Best Practices for Scalable Repository Design

A scalable academic repository needs a layered design. Each layer should have a clear role and should work with the others.

  • Use object storage for original files.
  • Keep clean metadata in a structured database.
  • Build a separate full-text search index.
  • Store extracted text for analysis.
  • Use checksums for file integrity.
  • Keep version history for revised documents.
  • Apply hot, warm, and cold storage tiers.
  • Automate document processing pipelines.
  • Test backups and restore processes regularly.
  • Use clear permission rules.
  • Monitor storage growth and system performance.

These practices help repositories grow without becoming slow, expensive, or difficult to govern.

Final Thoughts

Massive academic document repositories need more than basic file storage.

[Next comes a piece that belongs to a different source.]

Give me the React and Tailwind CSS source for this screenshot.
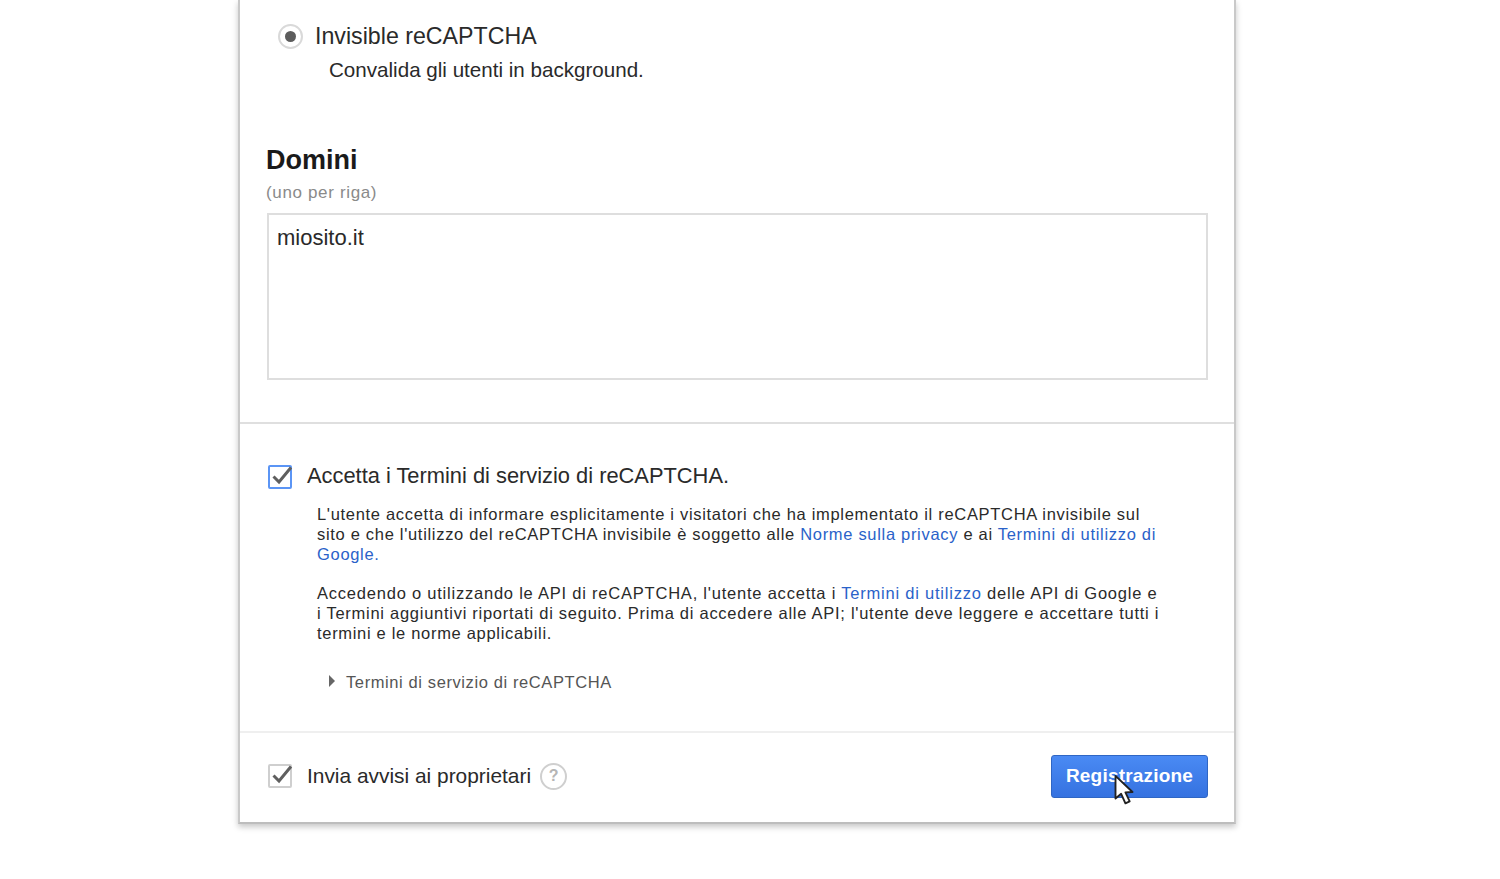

They need a complete strategy that supports preservation, search, access control, metadata quality, analysis, backups, and long-term scalability.

The strongest designs separate original files, metadata, parsed text, and search indexes. They also use checksums, versioning, storage tiers, audit logs, and clear processing pipelines.

When storage is planned well, academic repositories become more reliable and useful. They can protect institutional knowledge, support research, improve document discovery, and help academic systems scale with confidence.